▶ [What is required]
Look through the data below. Collect every line where the word "screenshot" occurs.

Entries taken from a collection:
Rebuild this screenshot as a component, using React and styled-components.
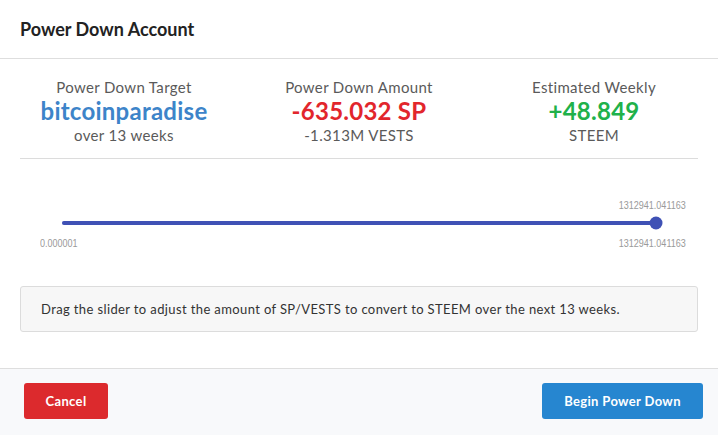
import React from 'react';
import styled, { createGlobalStyle } from 'styled-components';

const GlobalStyle = createGlobalStyle`
    html, body {
        margin: 0;
        padding: 0;
        background: #ffffff;
    }
    body {
        font-family: Lato, 'Open Sans', sans-serif;
        color: #333;
    }
`;

const stats = [
    { label: 'Power Down Target', value: 'bitcoinparadise', sub: 'over 13 weeks', tone: 'blue' },
    { label: 'Power Down Amount', value: '-635.032 SP', sub: '-1.313M VESTS', tone: 'red' },
    { label: 'Estimated Weekly', value: '+48.849', sub: 'STEEM', tone: 'green' },
];

const tones = {
    blue: '#3d84c9',
    red: '#e2262c',
    green: '#20b14a',
};

function App() {
    const min = 0.000001;
    const max = 1312941.041163;
    const current = 1312941.041163;
    const pct = ((current - min) / (max - min)) * 100;

    return (
        <Modal>
            <GlobalStyle />
            <Header>
                <Title>Power Down Account</Title>
            </Header>

            <Stats>
                {stats.map((s) => (
                    <Stat key={s.label}>
                        <StatLabel>{s.label}</StatLabel>
                        <StatValue tone={s.tone}>{s.value}</StatValue>
                        <StatSub>{s.sub}</StatSub>
                    </Stat>
                ))}
            </Stats>

            <SliderBlock>
                <LabelRow align='flex-end'>
                    <SliderLabel side='right'>{current.toFixed(6)}</SliderLabel>
                </LabelRow>
                <TrackRow>
                    <Track>
                        <Fill style={{ width: pct + '%' }} />
                        <Thumb style={{ left: pct + '%' }} />
                    </Track>
                </TrackRow>
                <LabelRow align='space-between'>
                    <SliderLabel side='left'>{min.toFixed(6)}</SliderLabel>
                    <SliderLabel side='right'>{max.toFixed(6)}</SliderLabel>
                </LabelRow>
            </SliderBlock>

            <InfoBox>
                Drag the slider to adjust the amount of SP/VESTS to convert to STEEM over the next 13 weeks.
            </InfoBox>

            <Footer>
                <Button kind='danger'>Cancel</Button>
                <Button kind='primary'>Begin Power Down</Button>
            </Footer>
        </Modal>
    );
}

export default App;

const Modal = styled.div`
    width: 718px;
    height: 435px;
    background: #fff;
    display: flex;
    flex-direction: column;
    overflow: hidden;
`;

const Header = styled.div`
    height: 59px;
    box-sizing: border-box;
    display: flex;
    align-items: center;
    padding: 0 20px;
    border-bottom: 1px solid #dedede;
`;

const Title = styled.h2`
    margin: 0;
    font-size: 18px;
    font-weight: 700;
    color: #222;
    line-height: 24px;
`;

const Stats = styled.div`
    display: grid;
    grid-template-columns: 208px 1fr 208px;
    margin: 0 20px;
    padding: 18px 0 13px;
    border-bottom: 1px solid #dcdcdc;
    letter-spacing: 0.35px;
`;

const Stat = styled.div`
    text-align: center;
    display: flex;
    flex-direction: column;
    align-items: center;
`;

const StatLabel = styled.div`
    font-size: 15px;
    line-height: 20px;
    color: #5a5a5a;
`;

const StatValue = styled.div`
    font-size: 24px;
    font-weight: 700;
    line-height: 28px;
    letter-spacing: 0.25px;
    color: ${(p) => tones[p.tone]};
`;

const StatSub = styled.div`
    font-size: 15px;
    line-height: 20px;
    color: #5a5a5a;
`;

const SliderBlock = styled.div`
    padding: 39px 32px 0 40px;
    height: 127px;
    box-sizing: border-box;
`;

const LabelRow = styled.div`
    display: flex;
    justify-content: ${(p) => p.align};
    height: 14px;
    align-items: center;
`;

const SliderLabel = styled.span`
    display: inline-block;
    font-family: 'Liberation Sans', Arial, sans-serif;
    font-size: 11px;
    color: #9a9a9a;
    line-height: 14px;
    transform: scaleX(0.82);
    transform-origin: ${(p) => p.side} center;
`;

const TrackRow = styled.div`
    height: 14px;
    margin: 4px 30px 6px 22px;
    display: flex;
    align-items: center;
`;

const Track = styled.div`
    position: relative;
    flex: 1;
    height: 4px;
    border-radius: 2px;
    background: #c5cae9;
`;

const Fill = styled.div`
    height: 100%;
    border-radius: 2px;
    background: #3f51b5;
`;

const Thumb = styled.div`
    position: absolute;
    top: 50%;
    width: 13px;
    height: 13px;
    border-radius: 50%;
    background: #3f51b5;
    transform: translate(-50%, -50%);
`;

const InfoBox = styled.div`
    margin: 0 20px;
    height: 46px;
    box-sizing: border-box;
    display: flex;
    align-items: center;
    padding: 0 20px;
    background: #f7f7f7;
    border: 1px solid #dcdcdc;
    border-radius: 3px;
    font-size: 13px;
    letter-spacing: 0.38px;
    color: #333;
`;

const Footer = styled.div`
    margin-top: 36px;
    flex: 1;
    border-top: 1px solid #dedede;
    background: #f8f9fb;
    display: flex;
    justify-content: space-between;
    align-items: flex-start;
    padding: 14px 15px 0 24px;
`;

const Button = styled.button`
    height: 36px;
    border: none;
    border-radius: 3px;
    font-family: Lato, sans-serif;
    font-size: 13px;
    font-weight: 700;
    letter-spacing: 0.35px;
    color: #fff;
    cursor: pointer;
    padding: 0 20px;
    background: ${(p) => (p.kind === 'danger' ? '#dc2a2d' : '#2686d0')};
    min-width: ${(p) => (p.kind === 'danger' ? '84px' : '161px')};
`;
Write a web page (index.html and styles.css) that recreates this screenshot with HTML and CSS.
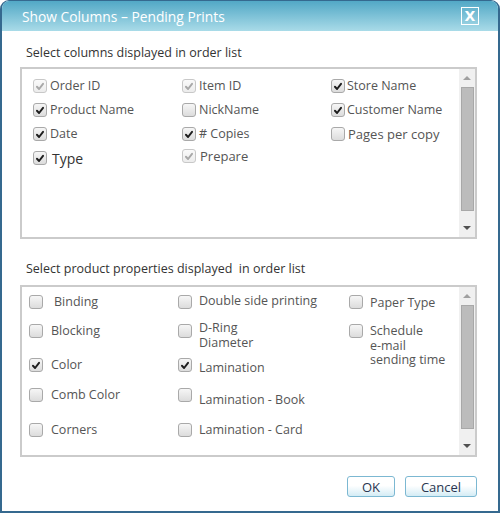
FILE: index.html
```html
<!DOCTYPE html>
<html>
<head>
<meta charset="utf-8">
<link rel="stylesheet" href="styles.css">
</head>
<body>
<div class="dialog">
  <div class="titlebar">
    <span class="title">Show Columns – Pending Prints</span>
    <span class="close">X</span>
  </div>
  <div class="content">
    <div class="label">Select columns displayed in order list</div>
    <div class="box">
      <div class="grid g1">
        <div class="item"><span class="cb dis"><svg viewBox="0 0 13 13"><path d="M3.2 6.8 L5.5 9.2 L9.8 3.6"/></svg></span><span class="t">Order ID</span></div>
        <div class="item"><span class="cb dis"><svg viewBox="0 0 13 13"><path d="M3.2 6.8 L5.5 9.2 L9.8 3.6"/></svg></span><span class="t">Item ID</span></div>
        <div class="item"><span class="cb on"><svg viewBox="0 0 13 13"><path d="M3.2 6.8 L5.5 9.2 L9.8 3.6"/></svg></span><span class="t">Store Name</span></div>
        <div class="item"><span class="cb on"><svg viewBox="0 0 13 13"><path d="M3.2 6.8 L5.5 9.2 L9.8 3.6"/></svg></span><span class="t">Product Name</span></div>
        <div class="item"><span class="cb"></span><span class="t">NickName</span></div>
        <div class="item"><span class="cb on"><svg viewBox="0 0 13 13"><path d="M3.2 6.8 L5.5 9.2 L9.8 3.6"/></svg></span><span class="t">Customer Name</span></div>
        <div class="item"><span class="cb on"><svg viewBox="0 0 13 13"><path d="M3.2 6.8 L5.5 9.2 L9.8 3.6"/></svg></span><span class="t">Date</span></div>
        <div class="item"><span class="cb on"><svg viewBox="0 0 13 13"><path d="M3.2 6.8 L5.5 9.2 L9.8 3.6"/></svg></span><span class="t"># Copies</span></div>
        <div class="item"><span class="cb"></span><span class="t big gap">Pages per copy</span></div>
        <div class="item"><span class="cb on"><svg viewBox="0 0 13 13"><path d="M3.2 6.8 L5.5 9.2 L9.8 3.6"/></svg></span><span class="t type">Type</span></div>
        <div class="item up2"><span class="cb dis"><svg viewBox="0 0 13 13"><path d="M3.2 6.8 L5.5 9.2 L9.8 3.6"/></svg></span><span class="t big gap">Prepare</span></div>
      </div>
      <div class="scroll">
        <div class="arrow uparr"></div>
        <div class="thumb t1"></div>
        <div class="arrow downarr"></div>
      </div>
    </div>

    <div class="label label2">Select product properties displayed&nbsp; in order list</div>
    <div class="box">
      <div class="grid g2">
        <div class="item c1 r1"><span class="cb"></span><span class="t p2 gap">Binding</span></div>
        <div class="item c2 r1"><span class="cb"></span><span class="t p2 up1">Double side printing</span></div>
        <div class="item c3 r1"><span class="cb"></span><span class="t p2 dn1">Paper Type</span></div>

        <div class="item c1 r2"><span class="cb"></span><span class="t p2">Blocking</span></div>
        <div class="item c2 r2"><span class="cb"></span><span class="t p2 multi dring">D-Ring<br>Diameter</span></div>
        <div class="item c3 r2"><span class="cb"></span><span class="t p2 multi sched">Schedule<br>e-mail<br>sending time</span></div>

        <div class="item c1 r3"><span class="cb on"><svg viewBox="0 0 13 13"><path d="M3.2 6.8 L5.5 9.2 L9.8 3.6"/></svg></span><span class="t p2">Color</span></div>
        <div class="item c2 r3"><span class="cb on"><svg viewBox="0 0 13 13"><path d="M3.2 6.8 L5.5 9.2 L9.8 3.6"/></svg></span><span class="t p2 dn3">Lamination</span></div>

        <div class="item c1 r4"><span class="cb"></span><span class="t p2">Comb Color</span></div>
        <div class="item c2 r4"><span class="cb"></span><span class="t p2 dn5">Lamination - Book</span></div>

        <div class="item c1 r5"><span class="cb"></span><span class="t p2">Corners</span></div>
        <div class="item c2 r5"><span class="cb"></span><span class="t p2">Lamination - Card</span></div>
      </div>
      <div class="scroll">
        <div class="arrow uparr"></div>
        <div class="thumb t2"></div>
        <div class="arrow downarr"></div>
      </div>
    </div>

    <div class="buttons">
      <button class="btn ok">OK</button>
      <button class="btn cancel">Cancel</button>
    </div>
  </div>
</div>
</body>
</html>
```

FILE: styles.css
```css
html, body {
  margin: 0;
  padding: 0;
  background: #ffffff;
}
body {
  font-family: "Open Sans", "DejaVu Sans", sans-serif;
  width: 500px;
  height: 513px;
}
.dialog {
  box-sizing: border-box;
  width: 500px;
  height: 513px;
  border: 2px solid #35698f;
  border-top: 1px solid #35698f;
  border-radius: 9px 9px 0 0;
  background: #ffffff;
  display: flex;
  flex-direction: column;
  overflow: hidden;
}
.titlebar {
  height: 30px;
  flex: none;
  background: linear-gradient(#52a8c6, #a9dbe8);
  display: flex;
  align-items: center;
  justify-content: space-between;
  padding: 0 19px 0 20px;
}
.title {
  color: #ffffff;
  font-size: 13.8px;
}
.close {
  box-sizing: border-box;
  width: 18px;
  height: 18px;
  border: 1px solid #ffffff;
  color: #ffffff;
  font-family: "DejaVu Sans", sans-serif;
  font-weight: bold;
  font-size: 14px;
  line-height: 16px;
  text-align: center;
  margin-top: -1px;
}
.content {
  flex: 1;
  display: flex;
  flex-direction: column;
  padding: 14px 21px 0 18px;
}
.label {
  font-size: 12.5px;
  line-height: 16px;
  color: #333333;
  padding-left: 6px;
  height: 16px;
}
.label2 {
  margin-top: 22px;
}
.box {
  box-sizing: border-box;
  margin-top: 6px;
  height: 172px;
  border: 2px solid #cbcbcb;
  display: flex;
}
.label2 + .box {
  margin-top: 8px;
}
.grid {
  flex: 1;
  display: grid;
  grid-template-columns: 149px 150px 1fr;
}
.g1 {
  padding: 9px 0 0 11px;
  grid-template-rows: 24px 24px 24px 24px;
  grid-auto-rows: 24px;
  align-content: start;
}
.g2 {
  padding: 7px 0 0 7px;
  grid-template-rows: 29px 34px 30px 35px 30px;
  align-content: start;
}
.g2 .c1 { grid-column: 1; }
.g2 .c2 { grid-column: 2; }
.g2 .c3 { grid-column: 3; padding-left: 21px; }
.g2 .r1 { grid-row: 1; }
.g2 .r2 { grid-row: 2; }
.g2 .r3 { grid-row: 3; }
.g2 .r4 { grid-row: 4; }
.g2 .r5 { grid-row: 5; }
.item {
  display: flex;
  align-items: flex-start;
  height: 16px;
  position: relative;
}
.g1 .item:nth-child(3n) .cb { margin-left: -1px; }
.g1 .item:nth-child(3n) .t { padding-left: 2px; }
.up2 { margin-top: -2px; }
.cb {
  box-sizing: border-box;
  flex: none;
  width: 14px;
  height: 14px;
  margin-top: 1px;
  border: 1px solid #a9a9a9;
  border-radius: 3px;
  background: linear-gradient(#f6f6f6, #dcdcdc);
  display: flex;
  align-items: center;
  justify-content: center;
}
.cb svg {
  width: 13px;
  height: 13px;
  fill: none;
  stroke: #1e1e1e;
  stroke-width: 2.1;
  stroke-linecap: round;
  stroke-linejoin: round;
}
.cb.dis {
  border-color: #c8c8c8;
  background: linear-gradient(#fafafa, #ececec);
}
.cb.dis svg {
  stroke: #a8a8a8;
}
.t {
  font-size: 12.5px;
  line-height: 16px;
  color: #555555;
  padding-left: 3px;
  white-space: nowrap;
}
.g1 .big {
  font-size: 13px;
  padding-left: 4px;
}
.g1 .item:nth-child(3n) .big { padding-left: 3px; }
.type {
  font-size: 14px;
  color: #333333;
  padding-left: 5px;
  margin-top: 1px;
}
.p2 {
  padding-left: 8px;
}
.g2 .c2 .t { padding-left: 7px; }
.g2 .c3 .t { padding-left: 7px; }
.g2 .c1 .gap { padding-left: 11px; }
.up1 { margin-top: -1px; }
.dn1 { margin-top: 1px; }
.dn3 { margin-top: 3px; }
.dn5 { margin-top: 5px; }
.multi {
  line-height: 15px;
}
.dring { margin-top: -3px; }
.sched { margin-top: 1px; line-height: 14.5px; }
.scroll {
  flex: none;
  width: 16px;
  background: #f0f0f0;
  display: flex;
  flex-direction: column;
  align-items: center;
}
.arrow {
  width: 0;
  height: 0;
  border-left: 4px solid transparent;
  border-right: 4px solid transparent;
  flex: none;
}
.uparr {
  border-bottom: 4px solid #a0a0a0;
  margin-top: 7px;
}
.downarr {
  border-top: 4px solid #505050;
  margin-top: auto;
  margin-bottom: 7px;
}
.thumb {
  box-sizing: border-box;
  width: 13px;
  background: #bcbcbc;
  border: 1px solid #a8a8a8;
  flex: none;
}
.t1 {
  margin-top: 7px;
  height: 124px;
}
.t2 {
  margin-top: 7px;
  height: 124px;
}
.buttons {
  display: flex;
  justify-content: flex-end;
  gap: 10px;
  margin-top: 19px;
}
.btn {
  box-sizing: border-box;
  height: 21px;
  border: 1px solid #7cb8d2;
  border-radius: 3px;
  background: linear-gradient(#ffffff 0%, #ffffff 45%, #d4ecf5 100%);
  font-family: "Open Sans", "DejaVu Sans", sans-serif;
  font-size: 13px;
  color: #2a3550;
  padding: 0;
  line-height: 18px;
}
.ok { width: 48px; }
.cancel { width: 72px; }
```
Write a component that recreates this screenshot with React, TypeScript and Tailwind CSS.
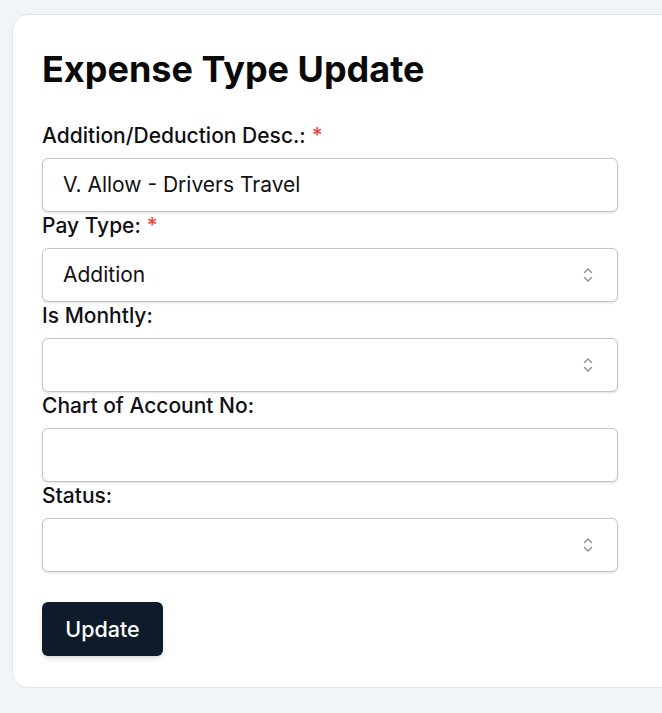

▶ [The result]
Rebuild this screenshot as a component, using React and styled-components.
Write a web page (index.html and styles.css) that recreates this screenshot with HTML and CSS.
Write a component that recreates this screenshot with React, TypeScript and Tailwind CSS.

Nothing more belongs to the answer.